Return the listing below exactly, with the pictures dropped.

[begin DATASET SECTION]

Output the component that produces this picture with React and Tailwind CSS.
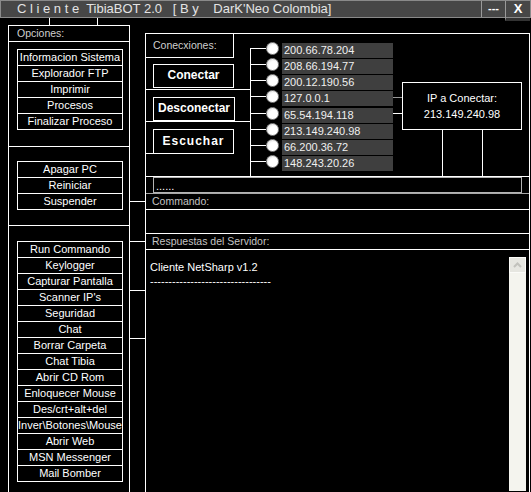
// TibiaBOT client window - wireframe style remote admin panel

const font = "font-['Liberation_Sans',Arial,sans-serif]";

const sistema = ['Informacion Sistema', 'Explorador FTP', 'Imprimir', 'Procesos', 'Finalizar Proceso'];
const energia = ['Apagar PC', 'Reiniciar', 'Suspender'];
const extras = [
  'Run Commando',
  'Keylogger',
  'Capturar Pantalla',
  "Scanner IP's",
  'Seguridad',
  'Chat',
  'Borrar Carpeta',
  'Chat Tibia',
  'Abrir CD Rom',
  'Enloquecer Mouse',
  'Des/crt+alt+del',
  'Inver\\Botones\\Mouse',
  'Abrir Web',
  'MSN Messenger',
  'Mail Bomber',
];
const ips = [
  '200.66.78.204',
  '208.66.194.77',
  '200.12.190.56',
  '127.0.0.1',
  '65.54.194.118',
  '213.149.240.98',
  '66.200.36.72',
  '148.243.20.26',
];

function ButtonList({ items }) {
  return (
    <div className="ml-[8px] w-[106px] border-x border-t border-white">
      {items.map((t) => (
        <div
          key={t}
          className="h-[16px] border-b border-white text-center text-[11px] leading-[15px] whitespace-nowrap overflow-hidden"
        >
          {t}
        </div>
      ))}
    </div>
  );
}

function Radio() {
  return (
    <div className="w-[13px] h-[13px] rounded-full border border-[#8c8c8c] bg-[radial-gradient(circle_at_60%_60%,#ffffff_45%,#cfcfcf_100%)]" />
  );
}

export default function App() {
  return (
    <div className={`w-[531px] h-[492px] bg-black text-white overflow-hidden flex flex-col ${font}`}>
      {/* title bar */}
      <div className="h-[18px] flex bg-[#474747] border border-[#8a8a8a] shrink-0">
        <div className="flex-1 pl-[16px] text-[13px] leading-[15px] text-[#e4e4e4] whitespace-pre">
          {"C l i e n t e  TibiaBOT 2.0   [ B y    DarK'Neo Colombia]"}
        </div>
        <div className="w-[24px] border-l border-[#9a9a9a] text-center text-[11px] font-bold leading-[15px]">---</div>
        <div className="w-[25px] border-l border-[#9a9a9a] text-center text-[13px] font-bold leading-[16px] border-b-[3px] border-b-[#333333] h-[20px]">
          X
        </div>
      </div>

      <div className="flex-1 flex pl-[8px]">
        {/* left options column */}
        <div className="w-[122px] flex flex-col">
          <div className="ml-[41px] w-[49px] h-[7px] border-x border-white" />
          <div className="flex-1 border-x border-t border-white flex flex-col">
            <div className="h-[16px] border-b border-white pl-[8px] text-[10.5px] leading-[15px] text-[#cfcfcf]">Opciones:</div>
            <div className="h-[105px] border-b border-white pt-[7px]">
              <ButtonList items={sistema} />
            </div>
            <div className="h-[79px] border-b border-white pt-[14px]">
              <ButtonList items={energia} />
            </div>
            <div className="pt-[15px]">
              <ButtonList items={extras} />
            </div>
          </div>
        </div>

        {/* connector gap */}
        <div className="w-[15px] flex flex-col">
          <div className="mt-[183px] h-px bg-white" />
          <div className="mt-[39px] h-px bg-white" />
          <div className="mt-[48px] h-px bg-white" />
          <div className="mt-[47px] h-px bg-white" />
        </div>

        {/* right panel */}
        <div className="w-[385px] mt-[15px] border-x border-t border-white flex flex-col">
          {/* connections */}
          <div className="h-[143px] border-b border-white flex">
            <div className="w-[104px] flex flex-col">
              <div className="w-[88px] h-[24px] border-r border-b border-white pl-[7px] text-[10.5px] leading-[22px] text-[#cfcfcf]">
                Conecxiones:
              </div>
              <div className="h-[32px] border-b border-white pt-[6px] pl-[7px]">
                <div className="w-[81px] h-[24px] border border-white text-center text-[12px] font-bold leading-[21px]">Conectar</div>
              </div>
              <div className="h-[32px] border-b border-white pt-[7px] pl-[7px]">
                <div className="w-[82px] h-[24px] border border-white text-center text-[12px] font-bold leading-[21px]">Desconectar</div>
              </div>
              <div className="flex-1 flex items-start">
                <div className="w-[7px] h-px mt-[31px] bg-white" />
                <div className="w-[81px] h-[25px] mt-[7px] border border-white text-center text-[12px] font-bold leading-[22px] tracking-[1px]">
                  Escuchar
                </div>
              </div>
            </div>

            <div className="flex-1 flex relative">
              <div className="absolute left-0 top-[15px] bottom-0 w-px bg-white" />
              <div className="pt-[8px] flex flex-col">
                {ips.map((ip) => (
                  <div key={ip} className="h-[16.25px] flex items-center">
                    <div className="flex items-center mb-[4px]">
                      <div className="w-[16px] h-px bg-white" />
                      <Radio />
                    </div>
                    <div className="ml-[3px] w-[111px] h-[15px] bg-[#3f3f3f] pl-[2px] text-[11px] leading-[15px] text-[#f0f0f0]">{ip}</div>
                  </div>
                ))}
              </div>
              <div className="flex-1 pt-[48px] flex flex-col">
                <div className="flex">
                  <div className="w-[9px] flex flex-col">
                    <div className="mt-[15px] h-px bg-[#9a9a9a]" />
                    <div className="mt-[15px] h-px bg-white" />
                  </div>
                  <div className="w-[120px] h-[48px] border border-white text-center text-[11px] leading-[16px] pt-[7px]">
                    <div>IP a Conectar:</div>
                    <div>213.149.240.98</div>
                  </div>
                </div>
                <div className="ml-[49px] w-[41px] flex-1 border-x border-white" />
              </div>
            </div>
          </div>

          {/* command input */}
          <div className="h-[17px] border-b border-[#a8a8a8] pl-[7px]">
            <div className="w-[369px] h-[16px] border border-[#b4b4b4] pl-[2px] text-[11px] leading-[16px]">......</div>
          </div>
          <div className="h-[16px] border-b border-white pl-[6px] text-[10.5px] leading-[15px] text-[#c4c4c4]">Commando:</div>
          <div className="h-[24px] border-b border-white" />
          <div className="h-[16px] border-b border-white pl-[6px] text-[10.5px] leading-[15px] text-[#c4c4c4]">Respuestas del Servidor:</div>

          {/* server output */}
          <div className="flex-1 flex">
            <div className="flex-1 pl-[4px] pt-[10px] text-[11px] leading-[14px]">
              <div>Cliente NetSharp v1.2</div>
              <div>---------------------------------</div>
            </div>
            <div className="w-[17px] mt-[7px] mb-[1px] mr-[3px] bg-[#f4f4ee] flex flex-col">
              <div className="h-[16px] bg-[#e6e6e0] border border-[#fbfbf8] flex items-center justify-center">
                <svg width="9" height="6" viewBox="0 0 9 6">
                  <path d="M1 5 L4.5 1.5 L8 5" fill="none" stroke="#c2c2bc" strokeWidth="2" />
                </svg>
              </div>
            </div>
          </div>
        </div>
      </div>
    </div>
  );
}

[end DATASET SECTION]

→ **TASK OUTPUT**:
Output the component that produces this picture with React and Tailwind CSS.
// TibiaBOT client window - wireframe style remote admin panel

const font = "font-['Liberation_Sans',Arial,sans-serif]";

const sistema = ['Informacion Sistema', 'Explorador FTP', 'Imprimir', 'Procesos', 'Finalizar Proceso'];
const energia = ['Apagar PC', 'Reiniciar', 'Suspender'];
const extras = [
  'Run Commando',
  'Keylogger',
  'Capturar Pantalla',
  "Scanner IP's",
  'Seguridad',
  'Chat',
  'Borrar Carpeta',
  'Chat Tibia',
  'Abrir CD Rom',
  'Enloquecer Mouse',
  'Des/crt+alt+del',
  'Inver\\Botones\\Mouse',
  'Abrir Web',
  'MSN Messenger',
  'Mail Bomber',
];
const ips = [
  '200.66.78.204',
  '208.66.194.77',
  '200.12.190.56',
  '127.0.0.1',
  '65.54.194.118',
  '213.149.240.98',
  '66.200.36.72',
  '148.243.20.26',
];

function ButtonList({ items }) {
  return (
    <div className="ml-[8px] w-[106px] border-x border-t border-white">
      {items.map((t) => (
        <div
          key={t}
          className="h-[16px] border-b border-white text-center text-[11px] leading-[15px] whitespace-nowrap overflow-hidden"
        >
          {t}
        </div>
      ))}
    </div>
  );
}

function Radio() {
  return (
    <div className="w-[13px] h-[13px] rounded-full border border-[#8c8c8c] bg-[radial-gradient(circle_at_60%_60%,#ffffff_45%,#cfcfcf_100%)]" />
  );
}

export default function App() {
  return (
    <div className={`w-[531px] h-[492px] bg-black text-white overflow-hidden flex flex-col ${font}`}>
      {/* title bar */}
      <div className="h-[18px] flex bg-[#474747] border border-[#8a8a8a] shrink-0">
        <div className="flex-1 pl-[16px] text-[13px] leading-[15px] text-[#e4e4e4] whitespace-pre">
          {"C l i e n t e  TibiaBOT 2.0   [ B y    DarK'Neo Colombia]"}
        </div>
        <div className="w-[24px] border-l border-[#9a9a9a] text-center text-[11px] font-bold leading-[15px]">---</div>
        <div className="w-[25px] border-l border-[#9a9a9a] text-center text-[13px] font-bold leading-[16px] border-b-[3px] border-b-[#333333] h-[20px]">
          X
        </div>
      </div>

      <div className="flex-1 flex pl-[8px]">
        {/* left options column */}
        <div className="w-[122px] flex flex-col">
          <div className="ml-[41px] w-[49px] h-[7px] border-x border-white" />
          <div className="flex-1 border-x border-t border-white flex flex-col">
            <div className="h-[16px] border-b border-white pl-[8px] text-[10.5px] leading-[15px] text-[#cfcfcf]">Opciones:</div>
            <div className="h-[105px] border-b border-white pt-[7px]">
              <ButtonList items={sistema} />
            </div>
            <div className="h-[79px] border-b border-white pt-[14px]">
              <ButtonList items={energia} />
            </div>
            <div className="pt-[15px]">
              <ButtonList items={extras} />
            </div>
          </div>
        </div>

        {/* connector gap */}
        <div className="w-[15px] flex flex-col">
          <div className="mt-[183px] h-px bg-white" />
          <div className="mt-[39px] h-px bg-white" />
          <div className="mt-[48px] h-px bg-white" />
          <div className="mt-[47px] h-px bg-white" />
        </div>

        {/* right panel */}
        <div className="w-[385px] mt-[15px] border-x border-t border-white flex flex-col">
          {/* connections */}
          <div className="h-[143px] border-b border-white flex">
            <div className="w-[104px] flex flex-col">
              <div className="w-[88px] h-[24px] border-r border-b border-white pl-[7px] text-[10.5px] leading-[22px] text-[#cfcfcf]">
                Conecxiones:
              </div>
              <div className="h-[32px] border-b border-white pt-[6px] pl-[7px]">
                <div className="w-[81px] h-[24px] border border-white text-center text-[12px] font-bold leading-[21px]">Conectar</div>
              </div>
              <div className="h-[32px] border-b border-white pt-[7px] pl-[7px]">
                <div className="w-[82px] h-[24px] border border-white text-center text-[12px] font-bold leading-[21px]">Desconectar</div>
              </div>
              <div className="flex-1 flex items-start">
                <div className="w-[7px] h-px mt-[31px] bg-white" />
                <div className="w-[81px] h-[25px] mt-[7px] border border-white text-center text-[12px] font-bold leading-[22px] tracking-[1px]">
                  Escuchar
                </div>
              </div>
            </div>

            <div className="flex-1 flex relative">
              <div className="absolute left-0 top-[15px] bottom-0 w-px bg-white" />
              <div className="pt-[8px] flex flex-col">
                {ips.map((ip) => (
                  <div key={ip} className="h-[16.25px] flex items-center">
                    <div className="flex items-center mb-[4px]">
                      <div className="w-[16px] h-px bg-white" />
                      <Radio />
                    </div>
                    <div className="ml-[3px] w-[111px] h-[15px] bg-[#3f3f3f] pl-[2px] text-[11px] leading-[15px] text-[#f0f0f0]">{ip}</div>
                  </div>
                ))}
              </div>
              <div className="flex-1 pt-[48px] flex flex-col">
                <div className="flex">
                  <div className="w-[9px] flex flex-col">
                    <div className="mt-[15px] h-px bg-[#9a9a9a]" />
                    <div className="mt-[15px] h-px bg-white" />
                  </div>
                  <div className="w-[120px] h-[48px] border border-white text-center text-[11px] leading-[16px] pt-[7px]">
                    <div>IP a Conectar:</div>
                    <div>213.149.240.98</div>
                  </div>
                </div>
                <div className="ml-[49px] w-[41px] flex-1 border-x border-white" />
              </div>
            </div>
          </div>

          {/* command input */}
          <div className="h-[17px] border-b border-[#a8a8a8] pl-[7px]">
            <div className="w-[369px] h-[16px] border border-[#b4b4b4] pl-[2px] text-[11px] leading-[16px]">......</div>
          </div>
          <div className="h-[16px] border-b border-white pl-[6px] text-[10.5px] leading-[15px] text-[#c4c4c4]">Commando:</div>
          <div className="h-[24px] border-b border-white" />
          <div className="h-[16px] border-b border-white pl-[6px] text-[10.5px] leading-[15px] text-[#c4c4c4]">Respuestas del Servidor:</div>

          {/* server output */}
          <div className="flex-1 flex">
            <div className="flex-1 pl-[4px] pt-[10px] text-[11px] leading-[14px]">
              <div>Cliente NetSharp v1.2</div>
              <div>---------------------------------</div>
            </div>
            <div className="w-[17px] mt-[7px] mb-[1px] mr-[3px] bg-[#f4f4ee] flex flex-col">
              <div className="h-[16px] bg-[#e6e6e0] border border-[#fbfbf8] flex items-center justify-center">
                <svg width="9" height="6" viewBox="0 0 9 6">
                  <path d="M1 5 L4.5 1.5 L8 5" fill="none" stroke="#c2c2bc" strokeWidth="2" />
                </svg>
              </div>
            </div>
          </div>
        </div>
      </div>
    </div>
  );
}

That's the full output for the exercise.